Lalu melambai pada matahari yang berpamitan karena tugasnya telah selelsai hari itu, melambai pada sinar oranye yang semakin menjauh menandakan matahari beranjak kerumahnya. Lalu tersenyum pada orang itu, “akankah kita beranjak juga?”
Aku ingin memegang lengannya yang juga sama bisu dengan mulutnya, menanti jawaban, “tunggu lah sebentar, aku ingin menikmati laut lebih lama lagi.” Dan hanya terjawab anggukan oleh ku lalu kembali duduk menatap laut, yang saat gelam, menyimpan jutaan misteri yang tidak akan terkuakkan, menyimpan kesan eksotis dan erotis yang membuat mana takkan terkejap menatapnya. Bahkan lautpun tetap indah walau tak ada cahaya yang menjelaskan isinya pada malam hari.

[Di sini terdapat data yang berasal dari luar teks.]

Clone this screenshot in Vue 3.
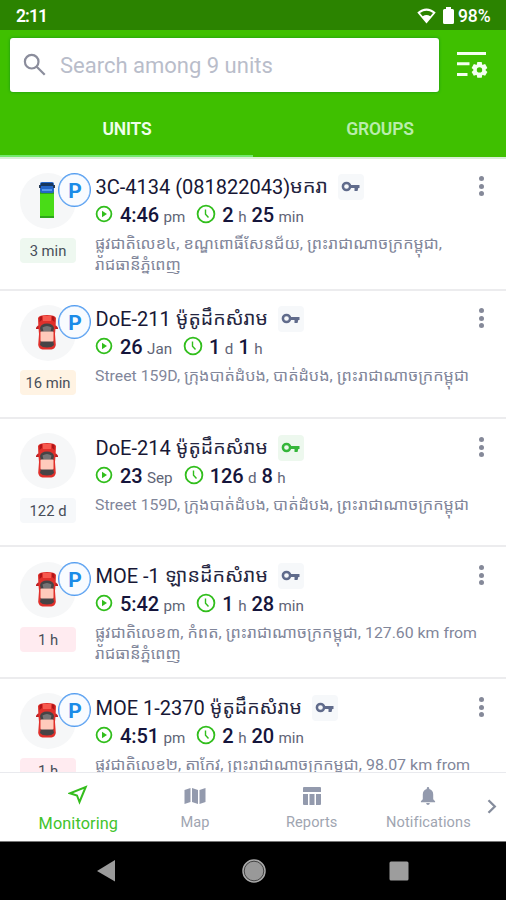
<script setup>
const units = [
  { id: 1, latin: '3C-4134 (081822043)', khmer: 'មករា', kw: 38, key: 'off', parked: true, truck: true, age: '3 min', tone: 'ok', tall: true,
    start: ['4:46', 'pm'], span: [['2', 'h'], ['25', 'min']],
    address: [[['ផ្លូវជាតិលេខ៤, ខណ្ឌពោធិ៍សែនជ័យ, ព្រះរាជាណាចក្រកម្ពុជា,', 347]], [['រាជធានីភ្នំពេញ', 86]]] },
  { id: 2, latin: 'DoE-211 ', khmer: 'ម៉ូតូដឹកសំរាម', kw: 92, key: 'off', parked: true, age: '16 min', tone: 'warn',
    start: ['26', 'Jan'], span: [['1', 'd'], ['1', 'h']],
    address: [[['Street 159D,', 85], ['ក្រុងបាត់ដំបង, បាត់ដំបង, ព្រះរាជាណាចក្រកម្ពុជា', 285]]] },
  { id: 3, latin: 'DoE-214 ', khmer: 'ម៉ូតូដឹកសំរាម', kw: 92, key: 'on', age: '122 d', tone: 'idle',
    start: ['23', 'Sep'], span: [['126', 'd'], ['8', 'h']],
    address: [[['Street 159D,', 85], ['ក្រុងបាត់ដំបង, បាត់ដំបង, ព្រះរាជាណាចក្រកម្ពុជា', 285]]] },
  { id: 4, latin: 'MOE -1 ', khmer: 'ឡានដឹកសំរាម', kw: 103, key: 'off', parked: true, age: '1 h', tone: 'late', tall: true,
    start: ['5:42', 'pm'], span: [['1', 'h'], ['28', 'min']],
    address: [[['ផ្លូវជាតិលេខ៣, កំពត, ព្រះរាជាណាចក្រកម្ពុជា,', 266], ['127.60 km from', 112]], [['រាជធានីភ្នំពេញ', 86]]] },
  { id: 5, latin: 'MOE 1-2370 ', khmer: 'ម៉ូតូដឹកសំរាម', kw: 92, key: 'off', parked: true, age: '1 h', tone: 'late', tall: true,
    start: ['4:51', 'pm'], span: [['2', 'h'], ['20', 'min']],
    address: [[['ផ្លូវជាតិលេខ២, តាកែវ, ព្រះរាជាណាចក្រកម្ពុជា,', 267], ['98.07 km from', 104]], [['រាជធានីភ្នំពេញ', 86]]] },
]
</script>

<template>
  <div class="screen">
    <header class="status">
      <span class="clock">2:11</span>
      <svg class="wifi" width="19" height="16" viewBox="0 0 19 16"><path fill="#fff" fill-rule="evenodd" d="M0.3 4.4Q9.500-3.200 18.700 4.400L9.500 15.600ZM3 5.100L5.700 8.200Q9.500 5.700 13.300 8.200L16 5.100Q9.500.400 3 5.100Z" /></svg>
      <svg class="battery" width="11" height="17" viewBox="0 0 11 17"><path fill="#fff" d="M3 0h5v2h1.500Q11 2 11 3.500v12Q11 17 9.500 17h-8Q0 17 0 15.500v-12Q0 2 1.500 2H3Z" /></svg>
      <span class="percent">98%</span>
    </header>

    <section class="top">
      <div class="tools">
        <div class="search">
          <svg width="24" height="24" viewBox="0 0 24 24" fill="none" stroke="#8b8d9c" stroke-width="2.200"><circle cx="8.700" cy="8.700" r="6.800" /><path d="m13.700 13.700 8 8" /></svg>
          <span>Search among 9 units</span>
        </div>
        <svg class="filter" width="32" height="28" viewBox="0 0 32 28">
          <path d="M1 2.500h29M1 12.700h12.500M1 23.600h10.500" stroke="#f4fff0" stroke-width="3" />
          <g transform="translate(23.500 18.900)" fill="#f4fff0">
            <path v-for="a in 6" :key="a" d="M-2.200-7.800h4.400l.8 3.800h-6z" :transform="`rotate(${a * 60})`" />
            <circle r="4.300" fill="none" stroke="#f4fff0" stroke-width="3.200" />
          </g>
        </svg>
      </div>
      <nav class="tabs">
        <div class="tab active">UNITS</div>
        <div class="tab">GROUPS</div>
      </nav>
    </section>

    <main class="list">
      <article v-for="u in units" :key="u.id" class="unit" :class="{ tall: u.tall }">
        <div class="side">
          <div class="avatar">
            <svg v-if="u.truck" width="16" height="38" viewBox="0 0 16 38">
              <rect x="1" y="10" width="14" height="27" fill="#49dc17" />
              <path d="M1 10h14v3H1zM1 35h14v2H1z" fill="#2da51a" />
              <rect x="1" y="1" width="14" height="11" rx="2" fill="#2466c8" />
              <path d="M2 2h12v3H2z" fill="#17375f" /><path d="M0 4h2v3H0zM14 4h2v3h-2z" fill="#263a55" />
              <path d="M3 8h10v2H3z" fill="#5398ee" />
            </svg>
            <svg v-else width="22" height="37" viewBox="0 0 22 37">
              <path d="M0 13.500 2 11.500h18l2 2v1.500H0Z" fill="#bb1d20" />
              <path d="M2 4Q3 1 11 1t9 3l-.4 9-.6 7 .8 11q-.8 4-4.300 4.500h-9q-3.500-.5-4.300-4.500L3 20l-.6-7Z" fill="#e0302b" />
              <path d="M3.500 3 6 2v4L3.500 8ZM18.500 3 16 2v4l2.500 2Z" fill="#ad1519" />
              <path d="M4 14q1-4.500 7-4.500t7 4.500l-1 5v7l1 5q-2 2.500-7 2.500T4 31l1-5v-7Z" fill="#464446" />
              <path d="M6.500 13.500q4.500-3 9 0l-1 4h-7Z" fill="#777475" />
              <rect x="4.500" y="17.500" width="13" height="10" rx="1" fill="#ffcabb" />
              <path d="M7 2h8v5H7Z" fill="#f7584e" />
            </svg>
          </div>
          <div v-if="u.parked" class="parking">P</div>
          <div class="age" :class="u.tone">{{ u.age }}</div>
        </div>

        <div class="body">
          <div class="title">
            <span class="latin">{{ u.latin }}</span>
            <svg class="run" :width="u.kw" height="28"><text x="0" y="20" :textLength="u.kw" lengthAdjust="spacingAndGlyphs">{{ u.khmer }}</text></svg>
            <span class="key" :class="u.key">
              <svg width="20" height="12" viewBox="0 0 20 12"><circle cx="5.500" cy="5.500" r="3.600" fill="none" stroke="currentColor" stroke-width="2.500" /><path d="M9 4h9.500v3h-1.200L16.500 10h-3V7H9Z" fill="currentColor" /></svg>
            </span>
          </div>
          <div class="times">
            <svg class="play" width="18" height="18" viewBox="0 0 18 18"><circle cx="9" cy="9" r="7.400" fill="none" stroke="#31be1c" stroke-width="1.800" /><path d="m7 5.700 5 3.300-5 3.300Z" fill="#31be1c" /></svg>
            <b>{{ u.start[0] }}</b><small>{{ u.start[1] }}</small>
            <svg class="dur" width="20" height="20" viewBox="0 0 20 20" fill="none" stroke="#31be1c"><circle cx="10" cy="10" r="8.400" stroke-width="1.800" /><path d="M9.500 5.500v4.700l3 3.300" stroke-width="1.400" /></svg>
            <template v-for="(s, i) in u.span" :key="i"><b>{{ s[0] }}</b><small>{{ s[1] }}</small></template>
          </div>
          <div v-for="(line, i) in u.address" :key="i" class="address">
            <svg v-for="(r, j) in line" :key="j" class="run" :width="r[1]" height="21"><text x="0" y="15" :textLength="r[1]" lengthAdjust="spacingAndGlyphs">{{ r[0] }}</text></svg>
          </div>
        </div>
        <div class="more"><i></i><i></i><i></i></div>
      </article>
    </main>

    <nav class="bottom">
      <div class="item on"><svg width="20" height="20" viewBox="0 0 20 20"><path d="M17.700 2 11.500 17 9 10.500 2 8.300Z" fill="none" stroke="#34bd1d" stroke-width="2" /></svg><span>Monitoring</span></div>
      <div class="item"><svg width="22" height="18" viewBox="0 0 22 18"><path d="M.5 3 6.500 1v14l-6 2ZM8 1l6 2v14l-6-2ZM15.500 3l6-2v14l-6 2Z" fill="#939aad" /></svg><span>Map</span></div>
      <div class="item"><svg width="18" height="18" viewBox="0 0 18 18"><path d="M1 0h16q1 0 1 1v4H0V1q0-1 1-1ZM0 7h5v11H1q-1 0-1-1ZM6.500 7h5v11h-5ZM13 7h5v10q0 1-1 1h-4Z" fill="#939aad" /></svg><span>Reports</span></div>
      <div class="item"><svg width="16" height="19" viewBox="0 0 16 19"><path d="M6.700 2.200V1.300a1.300 1.300 0 0 1 2.600 0v.9Q13.500 3.500 13.500 8v5l2 2v1H.5v-1l2-2V8q0-4.500 4.200-5.800ZM6 17h4q-.4 2-2 2t-2-2Z" fill="#939aad" /></svg><span>Notifications</span></div>
      <svg class="next" width="10" height="15" viewBox="0 0 10 15"><path d="m1.500 1.200 6.300 6.300-6.300 6.300" fill="none" stroke="#858c9c" stroke-width="2.300" /></svg>
    </nav>

    <footer class="system">
      <svg width="18" height="22" viewBox="0 0 18 22"><path d="M18 0v21.500L0 11Z" fill="#9b9b9b" /></svg>
      <svg class="home" width="24" height="24" viewBox="0 0 24 24"><circle cx="12" cy="12" r="11" fill="#999" stroke="#aaa" stroke-width="1.500" /><circle cx="12" cy="12" r="9.800" fill="none" stroke="#444" stroke-width="1" /></svg>
      <svg width="20" height="20" viewBox="0 0 20 20"><rect x=".5" y=".5" width="19" height="19" rx="1.500" fill="#9d9d9d" /></svg>
    </footer>
  </div>
</template>

<style>
body { overflow: hidden; }
</style>
<style scoped>
* { box-sizing: border-box; }
.screen { width: 506px; height: 900px; display: flex; flex-direction: column; background: #fff; font-family: Roboto, "Noto Sans", "Noto Sans Khmer", sans-serif; overflow: hidden; }
svg { display: block; flex: none; }
.status { height: 30px; flex: none; background: #2b8300; color: #fff; display: flex; align-items: center; padding: 1px 15px 0 16px; font-size: 17px; font-weight: 500; }
.clock { flex: 1; letter-spacing: -.9px; font-size: 17.500px; font-weight: 600; }
.battery { margin: 0 4px 0 7px; }
.percent { width: 33px; font-size: 17.500px; letter-spacing: -.1px; }
.top { height: 129px; flex: none; background: #3fc000; border-bottom: 2px solid #d9eed6; display: flex; flex-direction: column; }
.tools { display: flex; align-items: center; padding: 8px 18px 0 10px; justify-content: space-between; }
.search { width: 429px; height: 54px; background: #fff; border-radius: 3px; display: flex; align-items: center; padding-left: 13px; gap: 13px; color: #b9bdca; font-size: 22px; box-shadow: 0 0 3px #15901c; }
.tabs { flex: 1; display: flex; }
.tab { flex: 1; display: flex; align-items: center; justify-content: center; font-size: 17.500px; font-weight: 600; letter-spacing: -.2px; color: #b9edac; padding: 9px 0 0 1px; }
.tab.active { color: #efffeb; border-bottom: 2px solid #72e96c; padding-top: 11px; }
.list { flex: 1; min-height: 0; overflow: hidden; }
.unit { height: 128px; display: flex; padding: 14px 0 0 20px; border-bottom: 2px solid #ececee; }
.unit.tall { height: 132px; }
.unit:nth-child(n+3) .body, .unit:nth-child(n+3) .more { position: relative; top: 1px; }
.side { width: 75px; flex: none; position: relative; display: flex; flex-direction: column; gap: 9px; }
.unit:nth-child(4) .side { padding-top: 1px; }
.avatar { width: 56px; height: 56px; border-radius: 50%; background: #f6f7f8; display: flex; align-items: center; justify-content: center; padding: 0 2px 2px 0; }
.parking { position: absolute; left: 38px; top: 0; width: 33px; height: 34px; border-radius: 50%; background: #f8fbff; border: 1px solid #529cf0; box-shadow: inset 0 0 0 .5px #78b4f5; display: flex; align-items: center; justify-content: center; padding: 2px 0 0 1px; color: #1b8be8; font-size: 21px; line-height: 1; font-weight: 700; }
.unit:nth-child(4) .parking { top: 1px; }
.age { width: 56px; height: 25px; border-radius: 4px; display: flex; align-items: center; justify-content: center; font-size: 14.800px; color: #484e59; }
.age.ok { background: #eef8f0; }
.age.warn { background: #fff3e3; }
.age.idle { background: #f6f8fa; }
.age.late { background: #ffebf0; }
.body { flex: 1; min-width: 0; }
.title { height: 28px; display: flex; align-items: center; color: #171735; font-size: 20px; padding-left: .5px; }
.latin { white-space: pre; }
.title text { font-size: 19px; fill: #242540; }
.key { width: 26px; height: 26px; border-radius: 4px; margin-left: 10px; background: #f6f8fa; color: #606b8b; display: flex; align-items: center; justify-content: center; }
.key.on { background: #edf8ee; color: #35b63a; }
.times { height: 28px; display: flex; align-items: baseline; line-height: 28px; color: #15153b; }
.times svg { align-self: center; }
.times b { font-size: 20px; font-weight: 500; letter-spacing: -.1px; }
.times small { font-size: 15.200px; color: #606476; margin: 0 5px 0 4.500px; }
.play { margin: 0 7px 2px 0; }
.dur { margin: 0 6px 2px 6px; }
.address { height: 21px; display: flex; gap: 4px; }
.times + .address { margin-top: 5px; }
.address text { font-size: 15.500px; fill: #81869a; }
.run { overflow: visible; }
.more { width: 49px; display: flex; flex-direction: column; align-items: center; gap: 2.500px; padding-top: 3px; }
.more i { width: 5px; height: 5px; border-radius: 50%; background: #858999; }
.bottom { height: 69px; flex: none; border-top: 1px solid #e9eaee; display: flex; position: relative; padding-left: 20px; background: #fff; }
.item { width: 116.700px; display: flex; flex-direction: column; align-items: center; color: #a0a5b1; font-size: 14.600px; }
.item svg { margin-top: 14px; height: 18px; }
.item span { margin-top: 8px; line-height: 18px; letter-spacing: .1px; }
.item.on { color: #42c32b; font-size: 16.300px; }
.item.on svg { margin-top: 12px; height: 20px; }
.item.on span { margin-top: 10px; }
.next { margin: 26px 0 0 0; }
.system { height: 59px; flex: none; background: #000; border-top: 1px solid #777; display: flex; align-items: center; justify-content: space-between; padding: 0 97px 0 97px; }
.home { margin-left: 3px; }
</style>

Lalu aku ingin naik gunung.
Mendaki dengan ransel berat di punggung, sandal gunung, tongkat dan tali temali, serta memakai topi. Menatap badan bongsor gw yang naik penuh perjuangan untuk sampai di atas puncak. Dan begitu menjejakkan kaki di puncak, gw seakan dapat menyentuh awan.
Menantang langit. Sendirian...
Lalu duduk tercenung menikmati kerja keras gw dari bawah sampai di puncak sini, berteriak dengan semangat, “yaaaaaaaahhhhooooooooo..” menanti balasan gema, suara diri sendiri, memecah kesunyian. Lalu membiarkan peluh meloncat gembira dari seluruh pori pori kulit, duduk lalu meminum air sampai tumpah ruah kemana mana. Bahkan hingga tersedak.
Aku berada di puncak gunung, sendirian.
Walau menoleh ke kanan dan ke kiri bahkan berputar putar, yang tertangkap hanyalah sosok angin yang berlarian menusuk tulang. Lalu gw terduduk kedinginan mencari cari kain selimut yang ternyata sama sekali tidak terbawa di dalam ransel, mencoba merapatkan kaki, membuat api unggun, menghangatkan diri, menanti pelukan dari seseorang.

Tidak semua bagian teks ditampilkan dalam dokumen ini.